■ WRITTEN EXERCISE:
Find and return each line containing "page".
# start of SOURCE EXCERPT
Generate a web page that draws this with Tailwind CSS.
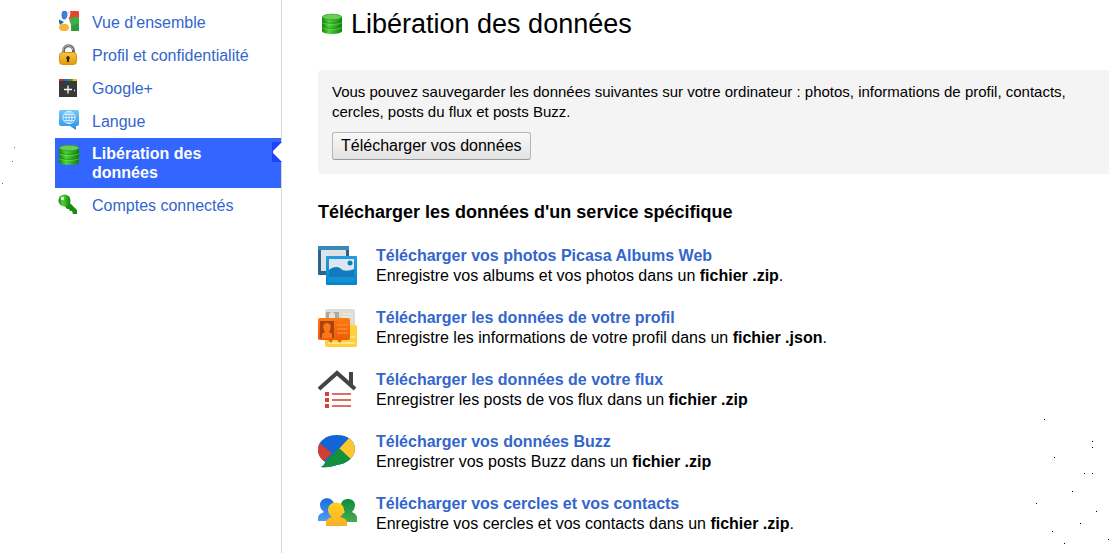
<!DOCTYPE html>
<html lang="fr">
<head>
  <meta charset="UTF-8">
  <title>Libération des données</title>
  <script src="https://cdn.jsdelivr.net/npm/@tailwindcss/browser@4"></script>
</head>
<body class="bg-white text-black text-base font-['Liberation_Sans',Arial,sans-serif]">

  <!-- dégradés partagés par les icônes -->
  <svg class="absolute w-0 h-0" aria-hidden="true">
    <defs>
      <linearGradient id="green"><stop offset="0" stop-color="#14850f"/><stop offset=".35" stop-color="#4ed437"/><stop offset="1" stop-color="#0f800c"/></linearGradient>
      <linearGradient id="gold" x2="0" y2="1"><stop offset="0" stop-color="#f8c545"/><stop offset="1" stop-color="#e39a08"/></linearGradient>
      <linearGradient id="sky" x2="0" y2="1"><stop offset="0" stop-color="#76c5fa"/><stop offset="1" stop-color="#2492e8"/></linearGradient>
      <linearGradient id="frame" x2="0" y2="1"><stop offset="0" stop-color="#259ce0"/><stop offset="1" stop-color="#0784cb"/></linearGradient>
      <linearGradient id="orange" x2="0" y2="1"><stop offset="0" stop-color="#ff7b10"/><stop offset="1" stop-color="#ee5907"/></linearGradient>
      <linearGradient id="yellow" x2="0" y2="1"><stop offset="0" stop-color="#ffd21c"/><stop offset="1" stop-color="#fbae25"/></linearGradient>
      <linearGradient id="blue" x2="0" y2="1"><stop offset="0" stop-color="#1a6be0"/><stop offset="1" stop-color="#4f9cf2"/></linearGradient>
      <linearGradient id="leaf" x2="0" y2="1"><stop offset="0" stop-color="#0b8d3b"/><stop offset="1" stop-color="#4aa94f"/></linearGradient>
      <clipPath id="tile"><rect x="1" width="20" height="20" rx="1"/></clipPath>
      <clipPath id="bubble"><path d="M19 3c11 0 18 6 18 14S29 32 19 33c-4 1-9 3-16 2 3-2 4-3 4-5C3 27 0 23 0 18 0 9 8 3 19 3z"/></clipPath>
      <symbol id="database" viewBox="0 0 22 22">
        <path d="M1 4v14c0 4 20 4 20 0V4z" fill="url(#green)"/>
        <path d="M1 8.500c3 2.500 17 2.500 20 0M1 13.500c3 2.500 17 2.500 20 0" fill="none" stroke="#0d6d0a" stroke-opacity=".5" stroke-width="1"/>
        <path d="M1 9.500c3 2.500 17 2.500 20 0M1 14.500c3 2.500 17 2.500 20 0" fill="none" stroke="#8bea74" stroke-opacity=".5" stroke-width="1"/>
        <ellipse cx="11" cy="4" rx="9.600" ry="2.800" fill="#6cca58" stroke="#2ea320" stroke-width=".8"/>
      </symbol>
    </defs>
  </svg>

  <div class="flex items-stretch min-h-screen">
    <!-- navigation -->
    <nav class="w-[282px] shrink-0 pl-[55px] pt-[6px] border-r border-[#d8d8d8] leading-[19px] text-[#3366cc]">
      <ul class="flex flex-col gap-px">
        <li>
          <a href="#" class="flex items-center gap-3 pl-[3px] py-[5px]">
            <svg class="w-[22px] h-[22px] shrink-0" viewBox="0 0 22 22"><g clip-path="url(#tile)">
              <path d="M10 0h12v8H10z" fill="#e94335"/>
              <path d="M11 9c4-4 7-4 11-2v14H11c2-4 2-8 0-12z" fill="#3caf45"/>
              <path d="M12 15c4 0 7-2 10-4v10H11z" fill="#2d9b3d"/>
              <ellipse cx="6.500" cy="4" rx="3" ry="4.500" fill="#3d7edb"/>
              <path d="M0 8l6 3-4 3z" fill="#2764bd"/>
              <ellipse cx="6" cy="16.500" rx="5" ry="3.800" fill="#f6b635"/>
              <path d="M11 0c1 4 0 6-2 8 2 3 4 5 3 12" fill="none" stroke="#fff" stroke-width="2"/>
            </g></svg>
            Vue d'ensemble
          </a>
        </li>
        <li>
          <a href="#" class="flex items-center gap-3 pl-[3px] py-[5px]">
            <svg class="w-[22px] h-[22px] shrink-0" viewBox="0 0 22 22">
              <path d="M5.500 11V7c0-7 10-7 10 0v4" fill="none" stroke="#666" stroke-width="3"/>
              <path d="M5 9V7c0-7 9-7 10-1" fill="none" stroke="#bcbcbc" stroke-width="1"/>
              <rect x="1.500" y="8.500" width="17" height="12" rx="3" fill="url(#gold)" stroke="#d59112"/>
              <path d="M10 12a2 2 0 0 1 1 3.500V18H9v-2.500A2 2 0 0 1 10 12z" fill="#352200"/>
            </svg>
            Profil et confidentialité
          </a>
        </li>
        <li>
          <a href="#" class="flex items-center gap-3 pl-[3px] py-[5px]">
            <svg class="w-[22px] h-[22px] shrink-0" viewBox="0 0 22 22">
              <path d="M1 2h18v18H1z" fill="#393939"/>
              <path d="M1 2h4.500v2H1z" fill="#d92d20"/><path d="M5.500 2H10v2H5.500z" fill="#2d62dd"/><path d="M10 2h4.500v2H10z" fill="#1da347"/><path d="M14.500 2H19v2h-4.500z" fill="#f1b812"/>
              <path d="M6 12.500h8M10 8.500v8M16 13.500h1" stroke="#fff" stroke-width="1.300"/>
            </svg>
            Google+
          </a>
        </li>
        <li>
          <a href="#" class="flex items-center gap-3 pl-[3px] py-[5px]">
            <svg class="w-[22px] h-[22px] shrink-0" viewBox="0 0 22 22">
              <path d="M3 0h16q2 0 2 2v12q0 2-2 2h-1v4l-6-4H3q-2 0-2-2V2q0-2 2-2z" fill="url(#sky)"/>
              <g fill="none" stroke="#d9f1ff" stroke-width=".9"><circle cx="11" cy="7.500" r="6.200"/><ellipse cx="11" cy="7.500" rx="3" ry="6.200"/><path d="M11 1v13M5 7.500h12M6 4.500h10M6 10.500h10"/></g>
            </svg>
            Langue
          </a>
        </li>
        <li class="relative">
          <a href="#" aria-current="page" class="flex items-start gap-3 pl-[3px] pr-16 py-[6px] bg-[#3366ff] text-white font-bold">
            <svg class="w-[22px] h-[22px] shrink-0"><use href="#database"/></svg>
            Libération des données
          </a>
          <svg class="absolute -right-px top-1 w-[10px] h-5" viewBox="0 0 10 20"><path d="M0 0h10v20H0z" fill="#1f42fb"/><path d="M10 0v20L1 11V9z" fill="#fff"/></svg>
        </li>
        <li>
          <a href="#" class="flex items-center gap-3 pl-[3px] py-[5px]">
            <svg class="w-[22px] h-[22px] shrink-0" viewBox="0 0 22 22">
              <path d="M10 7l9 9v4h-4l-1-3h-2l-1-2H9l-3-4z" fill="#158f0c"/>
              <ellipse cx="6.500" cy="6.500" rx="6" ry="6" fill="url(#green)"/>
              <circle cx="4.500" cy="4.500" r="1.700" fill="#e9ffe3"/>
            </svg>
            Comptes connectés
          </a>
        </li>
      </ul>
    </nav>

    <!-- contenu -->
    <main class="flex-1 min-w-0 pl-9 pt-[6px] leading-5">
      <h1 class="flex items-center gap-2 pl-[3px] text-[27px] leading-9">
        <svg class="w-[22px] h-[22px] shrink-0"><use href="#database"/></svg>
        Libération des données
      </h1>

      <section class="mt-7 rounded-l bg-[#f4f4f4] pl-[14px] pr-3 pt-3 pb-[14px]">
        <p class="text-[15px] leading-5">Vous pouvez sauvegarder les données suivantes sur votre ordinateur : photos, informations de profil, contacts, cercles, posts du flux et posts Buzz.</p>
        <button type="button" class="mt-[10px] block h-7 px-2 rounded-[3px] border border-[#b5b5b5] border-b-[#999] bg-linear-to-b from-[#f9f9f9] to-[#e3e3e3]">Télécharger vos données</button>
      </section>

      <h2 class="mt-7 font-bold text-lg leading-5">Télécharger les données d'un service spécifique</h2>

      <ul class="mt-6 flex flex-col gap-[22px]">
        <li class="flex gap-[18px]">
          <svg class="w-10 h-10 shrink-0" viewBox="0 0 40 40">
            <rect width="31" height="29" rx="1" fill="#27658e"/><path d="M3 4h25v21H3z" fill="#dfe3e8"/><path d="M0 0h31v4H0z" fill="#388ab9"/>
            <rect x="8" y="10" width="31" height="29" rx="1" fill="url(#frame)"/><path d="M11 13h25v18H11z" fill="#dbe7ef"/>
            <path d="M11 24c3-3 8-4 11-2 4 4 9 3 14 1v8H11z" fill="#127bbd"/><path d="M11 31h25v5H11z" fill="#1690d4"/>
            <circle cx="32" cy="17" r="2.500" fill="#127eb9"/>
          </svg>
          <div><a href="#" class="block font-bold text-[#3366cc]">Télécharger vos photos Picasa Albums Web</a><p>Enregistre vos albums et vos photos dans un <b>fichier .zip</b>.</p></div>
        </li>
        <li class="flex gap-[18px]">
          <svg class="w-10 h-10 shrink-0" viewBox="0 0 40 40">
            <rect x="7" y="1" width="30" height="23" rx="2" fill="#deddd4"/><path d="M8 4h13v8H8z" fill="#aaa9a2"/><path d="M11 10V6q3-4 6 0v4z" fill="#e6e4dc"/><path d="M24 6h11M24 9h11" stroke="#efeee8"/>
            <rect x="7" y="17" width="32" height="22" rx="2" fill="#ffcf3c"/><path d="M10 29h27M10 35h27" stroke="#ffe384" stroke-width="2"/><path d="M10 32h5l-2 3zm9 0h5l-2 3z" fill="#bb771b"/>
            <rect y="10" width="32" height="22" rx="2" fill="url(#orange)"/><path d="M2 13h14v17H2z" fill="#a44513"/>
            <path d="M4 30v-4l3-2c-3-5-2-9 2-9s5 4 2 9l3 2v4z" fill="#ff7619"/><path d="M19 17h11M19 21h11M19 25h11" stroke="#ff9a45"/>
          </svg>
          <div><a href="#" class="block font-bold text-[#3366cc]">Télécharger les données de votre profil</a><p>Enregistre les informations de votre profil dans un <b>fichier .json</b>.</p></div>
        </li>
        <li class="flex gap-[18px]">
          <svg class="w-10 h-10 shrink-0" viewBox="0 0 40 40">
            <path d="M1 19L19 3l18 16M33 2v13" fill="none" stroke="#424445" stroke-width="4"/>
            <path d="M7 22h4v4H7zm0 6h4v4H7zm0 6h4v4H7z" fill="#d93f34"/><path d="M14 24h19M14 30h19M14 36h19" stroke="#e06b60" stroke-width="2"/>
          </svg>
          <div><a href="#" class="block font-bold text-[#3366cc]">Télécharger les données de votre flux</a><p>Enregistrer les posts de vos flux dans un <b>fichier .zip</b></p></div>
        </li>
        <li class="flex gap-[18px]">
          <svg class="w-10 h-10 shrink-0" viewBox="0 0 40 40"><g clip-path="url(#bubble)">
            <path d="M0 0h40v40H0z" fill="#1464d6"/>
            <path d="M0 10l14 11L0 35z" fill="#d43d34"/>
            <path d="M31 6L20 18l18 15V3z" fill="#fcc72f"/>
            <path d="M21 16L-2 39h34l3-10z" fill="#138f3e"/>
          </g></svg>
          <div><a href="#" class="block font-bold text-[#3366cc]">Télécharger vos données Buzz</a><p>Enregistrer vos posts Buzz dans un <b>fichier .zip</b></p></div>
        </li>
        <li class="flex gap-[18px]">
          <svg class="w-10 h-10 shrink-0" viewBox="0 0 40 40">
            <path d="M0 27v-3q0-4 6-6-4-3-4-7c0-9 14-9 14 0q0 4-3 7l5 3v6z" fill="url(#blue)"/>
            <path d="M22 28v-7l5-3q-4-3-4-7c0-8 14-8 14 0q0 4-3 7 5 2 5 6v4z" fill="url(#leaf)"/>
            <path d="M8 32v-4q1-4 6-5-4-3-4-7c0-10 16-10 16 0q0 4-4 7 6 1 7 5v4z" fill="url(#yellow)"/>
          </svg>
          <div><a href="#" class="block font-bold text-[#3366cc]">Télécharger vos cercles et vos contacts</a><p>Enregistre vos cercles et vos contacts dans un <b>fichier .zip</b>.</p></div>
        </li>
      </ul>
    </main>
  </div>

  <!-- petits points épars sur le fond -->
  <svg class="absolute left-0 top-[147px] w-4 h-10 pointer-events-none" aria-hidden="true"><path d="M14 0h1v1h-1zM12 14h1v1h-1zM2 36h1v1H2z" fill="#3366ff"/></svg>
  <svg class="absolute right-0 top-[419px] w-[73px] h-[125px] pointer-events-none" viewBox="0 0 73 125" aria-hidden="true"><path d="M8 0h1v1H8zM56 22h1v1h-1zM56 28h1v1h-1zM18 38h1v1h-1zM48 54h1v1h-1zM56 54h1v1h-1zM36 72h1v1h-1zM0 84h1v1H0zM60 92h1v1h-1zM44 104h1v1h-1zM16 112h1v1h-1zM72 120h1v1h-1zM28 124h1v1h-1z"/></svg>
</body>
</html>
# end of SOURCE EXCERPT
■ CORRECT ANSWER:
Generate a web page that draws this with Tailwind CSS.
          <a href="#" aria-current="page" class="flex items-start gap-3 pl-[3px] pr-16 py-[6px] bg-[#3366ff] text-white font-bold">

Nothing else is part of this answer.